Perbedaan kata ‘inya’ dengan kata ‘sidin’ karena alasan yang sangat kuat dan mendasar. Kata ‘inya’ digunakan untuk untuk kata penganti ‘orang ketiga’ yang dalam cerita itu adalah Ka Dani. Ka Dani inilah lelaki pujaan, lelaki yang diharapkan oleh ‘aku’, lelaki yang telah membuat hati ‘kada kakaruan, karindangan buta’. Sedang penggunaan kata ‘sidin’ adalah untuk sikap menghormati dari ‘aku, perempuan muda’ kepada seorang wanita yang lebih tua, yaitu istri dari pak Ahmad. Nah kepada pak Ahmad inilah kerinduan itu tertanam di hati ‘aku’. Karena kerinduan itu sangat kuat maka dengan sangat percaya diri ‘aku’ secara jujur, tulus dan terbuka mengutarakannya kepada ‘wanita, bini pak Ahmad dengan cara menemui langsung ‘bailang’ ke rumah. Suasana dramatikal pun terpampang sangat menyentuh, tulus dan murni. Sebuah penerimaan yang sangat melapangkan dada bagi semua pihak dalam cerita Karindangan tersebut. Dan pak Ahmad tidak ingin melepaskan burung merpati yang terbang melayang menuju rumahnya.

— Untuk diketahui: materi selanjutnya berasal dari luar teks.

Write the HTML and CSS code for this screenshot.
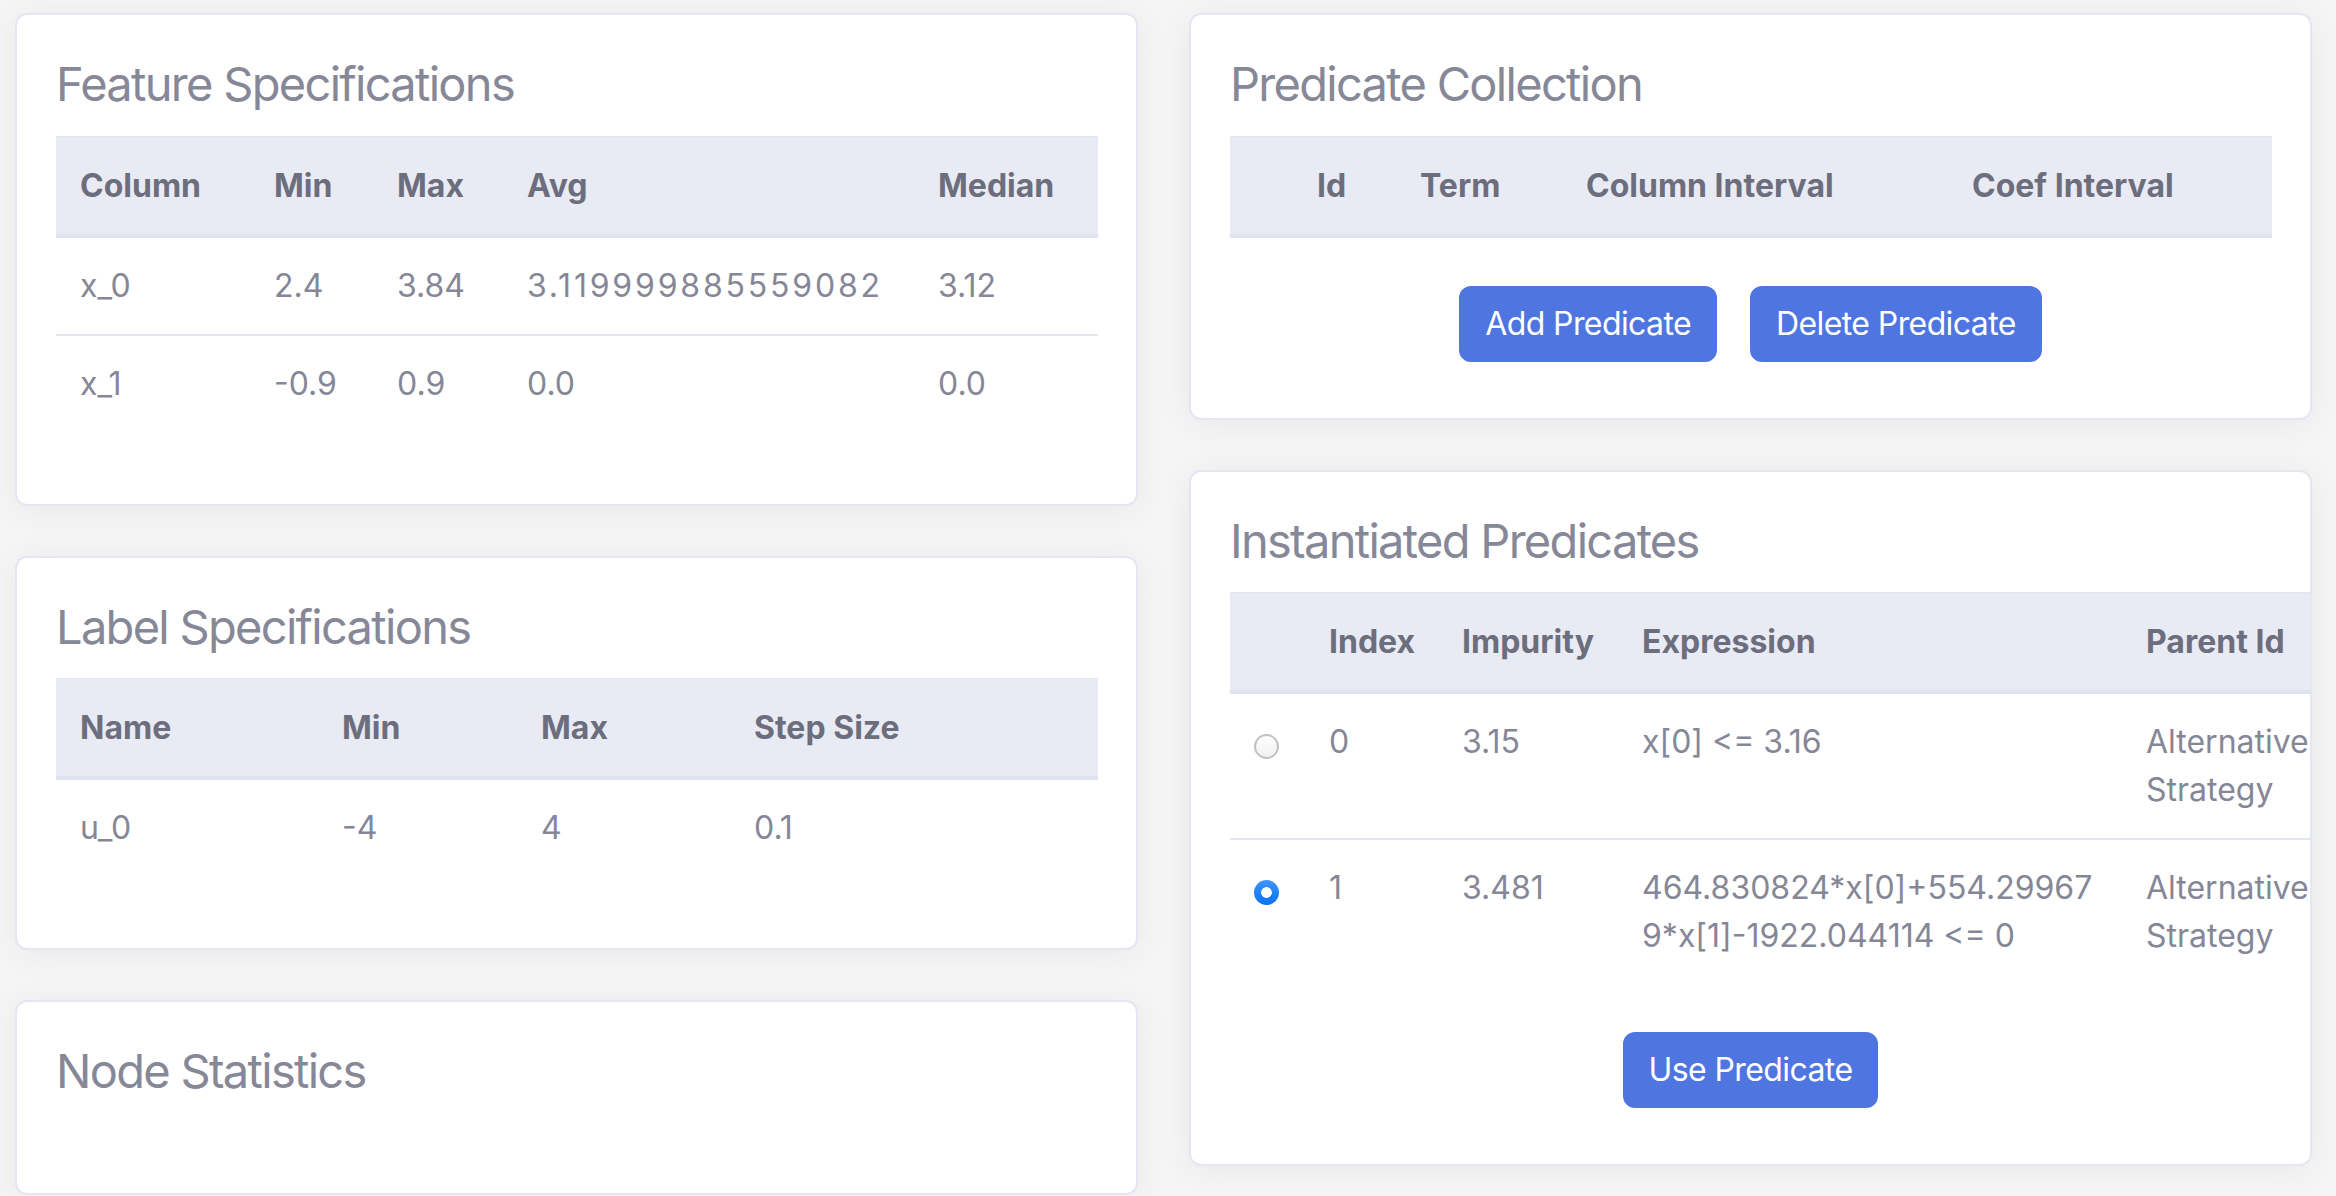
FILE: index.html
```html
<!DOCTYPE html>
<html lang="en">
<head>
<meta charset="utf-8">
<title>Node Inspector</title>
<link rel="stylesheet" href="styles.css">
</head>
<body>
<div class="layout">
  <div class="column">
    <section class="card">
      <h4 class="card-title">Feature Specifications</h4>
      <table class="table">
        <thead>
          <tr>
            <th class="fs-col">Column</th>
            <th class="fs-min">Min</th>
            <th class="fs-max">Max</th>
            <th class="fs-avg">Avg</th>
            <th class="fs-med">Median</th>
          </tr>
        </thead>
        <tbody>
          <tr><td>x_0</td><td>2.4</td><td>3.84</td><td class="num-wide">3.119999885559082</td><td>3.12</td></tr>
          <tr><td>x_1</td><td>-0.9</td><td>0.9</td><td>0.0</td><td>0.0</td></tr>
        </tbody>
      </table>
    </section>

    <section class="card">
      <h4 class="card-title">Label Specifications</h4>
      <table class="table">
        <thead>
          <tr>
            <th class="ls-name">Name</th>
            <th class="ls-min">Min</th>
            <th class="ls-max">Max</th>
            <th class="ls-step">Step Size</th>
          </tr>
        </thead>
        <tbody>
          <tr><td>u_0</td><td>-4</td><td>4</td><td>0.1</td></tr>
        </tbody>
      </table>
    </section>

    <section class="card card-stats">
      <h4 class="card-title">Node Statistics</h4>
      <div class="stats-body"></div>
    </section>
  </div>

  <div class="column">
    <section class="card">
      <h4 class="card-title">Predicate Collection</h4>
      <table class="table">
        <thead>
          <tr>
            <th class="pc-sel"></th>
            <th class="pc-id">Id</th>
            <th class="pc-term">Term</th>
            <th class="pc-col">Column Interval</th>
            <th class="pc-coef">Coef Interval</th>
          </tr>
        </thead>
        <tbody></tbody>
      </table>
      <div class="actions">
        <button class="btn" type="button">Add Predicate</button>
        <button class="btn" type="button">Delete Predicate</button>
      </div>
    </section>

    <section class="card">
      <h4 class="card-title">Instantiated Predicates</h4>
      <table class="table table-wide">
        <thead>
          <tr>
            <th class="ip-sel"></th>
            <th class="ip-index">Index</th>
            <th class="ip-imp">Impurity</th>
            <th class="ip-expr">Expression</th>
            <th class="ip-parent">Parent Id</th>
          </tr>
        </thead>
        <tbody>
          <tr>
            <td><input class="radio" type="radio" name="pred"></td>
            <td>0</td>
            <td>3.15</td>
            <td class="expr">x[0] &lt;= 3.16</td>
            <td>Alternative Strategy</td>
          </tr>
          <tr>
            <td><input class="radio" type="radio" name="pred" checked></td>
            <td>1</td>
            <td>3.481</td>
            <td class="expr">464.830824*x[0]+554.299679*x[1]-1922.044114 &lt;= 0</td>
            <td>Alternative Strategy</td>
          </tr>
        </tbody>
      </table>
      <div class="actions">
        <button class="btn" type="button">Use Predicate</button>
      </div>
    </section>
  </div>
</div>
</body>
</html>
```

FILE: styles.css
```css
* {
  box-sizing: border-box;
}

html, body {
  margin: 0;
  padding: 0;
}

body {
  background: #f5f5f6;
  font-family: Inter, "Noto Sans", "Liberation Sans", sans-serif;
  font-size: 32px;
  line-height: 48px;
  color: #858797;
}

.layout {
  display: grid;
  grid-template-columns: 1123px 1123px;
  column-gap: 51px;
  padding: 13px 24px 0 15px;
  align-items: start;
}

.column {
  display: flex;
  flex-direction: column;
  gap: 50px;
}

.card {
  background: #ffffff;
  border: 2px solid #e4e6f1;
  border-radius: 12px;
  padding: 40px 39px;
  overflow: hidden;
  box-shadow: 0 4px 36px rgba(0, 0, 0, 0.055);
}

.card-title {
  margin: 0 0 23px 0;
  font-size: 47px;
  line-height: 57.6px;
  font-weight: 400;
  color: #878897;
  letter-spacing: -1.7px;
}

.stats-body {
  height: 30px;
}

.table {
  width: 100%;
  border-collapse: collapse;
  table-layout: fixed;
  margin-bottom: 32px;
}

.table th {
  text-align: left;
  font-weight: 700;
  color: #6c6e7d;
  background: #e8ebf3;
  padding: 25px 24px 24px 24px;
  border-top: 1px solid #e2e5ef;
  border-bottom: 4px solid #dfe3ee;
  vertical-align: bottom;
  white-space: nowrap;
}

.table td {
  padding: 24px;
  border-top: 2px solid #e3e6f0;
  vertical-align: top;
}

.table tbody tr:first-child td {
  border-top: 4px solid #dfe3ee;
}

.num-wide {
  letter-spacing: 2.8px;
}

/* Feature Specifications */
.fs-col { width: 194px; }
.fs-min { width: 123px; }
.fs-max { width: 130px; }
.fs-avg { width: 411px; }
.fs-med { width: 184px; }

/* Label Specifications */
.ls-name { width: 262px; }
.ls-min { width: 199px; }
.ls-max { width: 213px; }
.ls-step { width: 368px; }

/* Predicate Collection */
.pc-sel { width: 63px; }
.pc-id { width: 103px; }
.pc-term { width: 166px; }
.pc-col { width: 386px; }
.pc-coef { width: 324px; }

/* Instantiated Predicates */
.table-wide {
  width: 1112px;
}
.ip-sel { width: 75px; }
.ip-index { width: 133px; }
.ip-imp { width: 180px; }
.ip-expr { width: 504px; }
.ip-parent { width: 220px; }

.expr {
  word-break: break-all;
}

.radio {
  appearance: none;
  -webkit-appearance: none;
  display: block;
  width: 25px;
  height: 25px;
  margin: 16px 0 0 0;
  border-radius: 50%;
  border: 2px solid #c2c2c4;
  background: linear-gradient(#ffffff, #f0f0f0);
}

.radio:checked {
  border: none;
  background: radial-gradient(circle, #ffffff 0 5px, transparent 5.6px),
              linear-gradient(#3d95ff, #0a72f0);
}

.actions {
  display: flex;
  justify-content: center;
  gap: 33px;
  padding: 16px 0;
}

.btn {
  font-family: inherit;
  font-size: 32px;
  line-height: 48px;
  color: #ffffff;
  background: #4f75e0;
  border: 2px solid #4f75e0;
  border-radius: 12px;
  padding: 12px 24px;
  cursor: pointer;
  letter-spacing: -0.6px;
}
```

Berbeda dengan ‘penyimpangan cerita’ yang terjadi pada cerpen Kada Bakasudahan. Kedatangan ‘aku’ yang bernama Aida ke rumah Ka Dani mula-mula berjalan datar saja, tetapi ketika seorang ‘perempuan muda’ lain datang yang bernama Rahma maka malapetaka rindu itu pun menjadi kabut. Dari suara ibu Ka Dani terdengar jelas dan yakin bahwa Rahma adalah pacar Ka Dani, pupuslah kedalaman rindu itu di lubuk yang ‘maulak-ulak’ hati Aida.

Kita pun akan mampu memilih, pasti ada cerpen yang berkualitas di antara banyak cerpen. Sekalipun itu dalam Bahasa Banjar. Salut untuk Seroja Murni. Siapa takut berbahasa Banjar!!!

Kalimantan Selatan, 17 Desember 2010.